The emphasis of the camera is the video with Venus Engine IX processor allow for 4K video and 12 fps continuous shooting. As a 4K video camera, it can be categorized as a pro-level video camera that can record in Cinema 4K mode (4096 x 2160) or standard 4K-UHD (3840 x 2160) using IPB compression in 100Mbit/s. In Full 1080p HD there are two options, 200Mbit/s in ALL-Intra compression, or 100Mbit/s with no recording time limit. The camera also provides .mov, mp4, AVCHD Progressive, and AVCHD video formats at a variety of frame rates according to the usage; and options for VFR (Variable Frame Rate) or Time Lapse/Stop Motion Animation without the need for post-production processing.

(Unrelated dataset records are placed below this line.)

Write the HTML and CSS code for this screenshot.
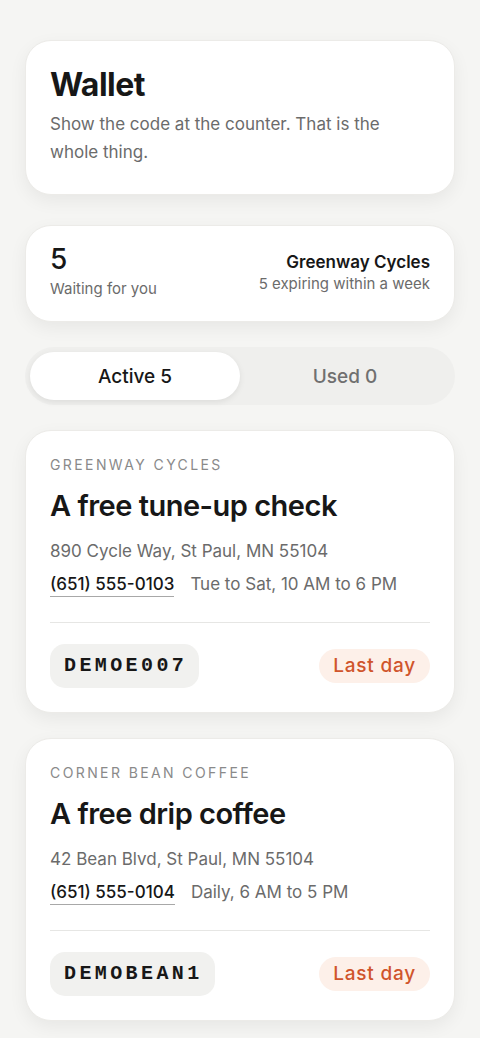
FILE: index.html
```html
<!DOCTYPE html>
<html lang="en">

<head>
    <meta charset="UTF-8">
    <meta name="viewport" content="width=device-width, initial-scale=1.0">
    <title>Wallet</title>
    <link rel="stylesheet" href="styles.css">
</head>

<body>
    <main class="wallet">
        <!-- Header -->
        <section class="card header-card">
            <h1>Wallet</h1>
            <p>Show the code at the counter. That is the whole thing.</p>
        </section>

        <!-- Summary -->
        <section class="card summary">
            <div class="summary-left">
                <div class="summary-count">5</div>
                <div class="summary-label">Waiting for you</div>
            </div>
            <div class="summary-right">
                <div class="summary-shop">Greenway Cycles</div>
                <div class="summary-label">5 expiring within a week</div>
            </div>
        </section>

        <!-- Tabs -->
        <div class="tabs">
            <button class="tab active">Active 5</button>
            <button class="tab">Used 0</button>
        </div>

        <!-- Offers -->
        <article class="card offer">
            <div class="offer-shop">GREENWAY CYCLES</div>
            <h2>A free tune-up check</h2>
            <div class="offer-address">890 Cycle Way, St Paul, MN 55104</div>
            <div class="offer-contact">
                <a href="tel:6515550103" class="phone">(651) 555-0103</a>
                <span class="hours">Tue to Sat, 10 AM to 6 PM</span>
            </div>
            <div class="offer-footer">
                <span class="code">DEMOE007</span>
                <span class="badge">Last day</span>
            </div>
        </article>

        <article class="card offer">
            <div class="offer-shop">CORNER BEAN COFFEE</div>
            <h2>A free drip coffee</h2>
            <div class="offer-address">42 Bean Blvd, St Paul, MN 55104</div>
            <div class="offer-contact">
                <a href="tel:6515550104" class="phone">(651) 555-0104</a>
                <span class="hours">Daily, 6 AM to 5 PM</span>
            </div>
            <div class="offer-footer">
                <span class="code">DEMOBEAN1</span>
                <span class="badge">Last day</span>
            </div>
        </article>
    </main>
</body>

</html>
```

FILE: styles.css
```css
body {
    font-family: Inter, "Noto Sans", sans-serif;
    background: #f5f5f3;
    color: #171717;
    margin: 0;
    padding: 0;
}

.wallet {
    display: flex;
    flex-direction: column;
    gap: 25px;
    padding: 40px 25px 40px;
}

/* Cards */
.card {
    background: #fff;
    border-radius: 26px;
    border: 1px solid #ecebe8;
    box-shadow: 0 6px 18px rgba(0, 0, 0, 0.06);
}

.header-card {
    padding: 24px 24px 28px;
    margin-bottom: 5px;
}

.header-card h1 {
    margin: 0;
    font-size: 32px;
    font-weight: 700;
    letter-spacing: -0.5px;
    line-height: 40px;
}

.header-card p {
    margin: 5px 0 0;
    font-size: 17px;
    line-height: 28px;
    color: #6b6b6b;
}

/* Summary */
.summary {
    display: flex;
    justify-content: space-between;
    align-items: flex-start;
    padding: 16px 24px 22px;
}

.summary-count {
    font-size: 28px;
    line-height: 34px;
    font-weight: 500;
    margin-bottom: 3px;
}

.summary-label {
    font-size: 15px;
    line-height: 20px;
    color: #6b6b6b;
}

.summary-right {
    text-align: right;
    margin-top: 8px;
}

.summary-shop {
    font-size: 17px;
    font-weight: 600;
    line-height: 24px;
}

/* Tabs */
.tabs {
    display: flex;
    background: #efefed;
    border-radius: 30px;
    padding: 5px;
}

.tab {
    flex: 1;
    border: none;
    background: transparent;
    font-family: inherit;
    font-size: 19px;
    font-weight: 500;
    color: #707070;
    height: 48px;
    border-radius: 24px;
    cursor: pointer;
}

.tab.active {
    background: #fff;
    color: #171717;
    box-shadow: 0 2px 6px rgba(0, 0, 0, 0.08);
}

/* Offers */
.offer {
    padding: 24px 24px 24px;
}

.offer-shop {
    font-size: 14px;
    letter-spacing: 2.4px;
    color: #8a8a8a;
    line-height: 20px;
}

.offer h2 {
    margin: 13px 0 0;
    font-size: 29px;
    font-weight: 600;
    letter-spacing: -0.5px;
    line-height: 36px;
}

.offer-address {
    margin-top: 15px;
    font-size: 17px;
    line-height: 24px;
    color: #6b6b6b;
}

.offer-contact {
    display: flex;
    gap: 16px;
    margin-top: 9px;
    font-size: 17px;
    line-height: 24px;
    padding-bottom: 25px;
    border-bottom: 1px solid #e6e6e4;
}

.phone {
    color: #171717;
    font-weight: 500;
    text-decoration: none;
    border-bottom: 1px solid #a8a8a8;
}

.hours {
    color: #6b6b6b;
}

.offer-footer {
    display: flex;
    justify-content: space-between;
    align-items: center;
    margin-top: 21px;
}

.code {
    font-family: "Liberation Mono", monospace;
    font-weight: 700;
    font-size: 20px;
    letter-spacing: 3.4px;
    background: #f1f1ef;
    border-radius: 15px;
    padding: 0 12px 0 14px;
    line-height: 44px;
}

.badge {
    background: #fdf0e9;
    color: #d0552c;
    font-size: 19px;
    font-weight: 500;
    letter-spacing: 0.8px;
    border-radius: 17px;
    padding: 0 14px;
    line-height: 34px;
}
```
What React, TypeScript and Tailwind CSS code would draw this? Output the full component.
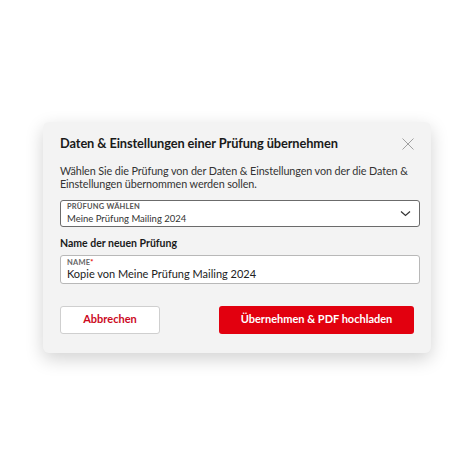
import React from "react";

export default function App() {
  return (
    <div className="w-[474px] h-[474px] bg-white flex items-center justify-center" style={{ fontFamily: "Lato, 'Noto Sans', sans-serif" }}>
      <div className="w-[388px] h-[231px] bg-[#f3f3f3] rounded-[6px] shadow-[0_6px_18px_rgba(0,0,0,0.18)] pl-[17px] pr-[11px] pt-[13px] flex flex-col">
        <div className="flex items-center justify-between h-[18px]">
          <h1 className="text-[12.8px] font-bold text-[#1a1a1a] tracking-[-0.1px]">Daten &amp; Einstellungen einer Prüfung übernehmen</h1>
          <svg width="14" height="14" viewBox="0 0 14 14" className="mr-[5px]">
            <path d="M1.5 1.5 L12.5 12.5 M12.5 1.5 L1.5 12.5" stroke="#a0a0a0" strokeWidth="1" fill="none" />
          </svg>
        </div>
        <p className="mt-[11px] text-[10.8px] leading-[13px] text-[#333] tracking-[-0.1px]">
          Wählen Sie die Prüfung von der Daten &amp; Einstellungen von der die Daten &amp; Einstellungen übernommen werden sollen.
        </p>
        <div className="mt-[10px] h-[27px] border border-[#6b6b6b] rounded-[3px] bg-white flex items-center justify-between pl-[6px] pr-[8px]">
          <div className="flex flex-col leading-none">
            <span className="text-[7.5px] font-bold text-[#555] tracking-[0.2px]">PRÜFUNG WÄHLEN</span>
            <span className="text-[9.5px] text-[#333] mt-[3px]">Meine Prüfung Mailing 2024</span>
          </div>
          <svg width="11" height="7" viewBox="0 0 11 7">
            <path d="M1 1.5 L5.5 5.5 L10 1.5" stroke="#333" strokeWidth="1.2" fill="none" />
          </svg>
        </div>
        <div className="mt-[9px] text-[10.5px] font-bold text-[#1a1a1a] leading-[14px]">Name der neuen Prüfung</div>
        <div className="mt-[5px] h-[29px] border border-[#b8b8b8] rounded-[3px] bg-white flex flex-col justify-center pl-[6px] leading-none">
          <span className="text-[7.5px] font-bold text-[#666] tracking-[0.2px]">NAME<span className="text-[#e60000]">*</span></span>
          <span className="text-[11px] text-[#222] mt-[2px]">Kopie von Meine Prüfung Mailing 2024</span>
        </div>
        <div className="mt-[22px] flex justify-between pr-[6px]">
          <button className="w-[100px] h-[28px] bg-white border border-[#cfcfcf] rounded-[3px] text-[11px] font-bold text-[#cc0a1e]">Abbrechen</button>
          <button className="w-[195px] h-[28px] bg-[#e2000f] rounded-[3px] text-[11px] font-bold text-white">Übernehmen &amp; PDF hochladen</button>
        </div>
      </div>
    </div>
  );
}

Autofocus needs only 0.07 seconds with the 'Depth from Defocus' autofocus system. The camera also has Wi-Fi with NFC, PC sync port, highlight and shadow control, and a 'silent mode' which uses the electronic shutter only. Video features added to the DMC-GH4 include Focus peaking, zebra overlay, luminance level adjustment, and cinema gamma presets.

DMW-YAGH Interface
Along with the GH4, Panasonic also released the YAGH interface unit, a camera-attached device to increase input and output options for the GH4.  The YAGH connects to the GH4 via attachment screw on the bottom of the camera, as well as a sliding mechanism which plugs into the camera's HDMI port on the side.  The interface contains two 3-pin XLR Connector inputs, which are controlled by a pair of preamplifiers inside the unit, offering phantom power, more control over input gain levels and microphone choice, and input metering via LED meters on the interface.  The YAGH also provides a timecode input for multi-device synchronization.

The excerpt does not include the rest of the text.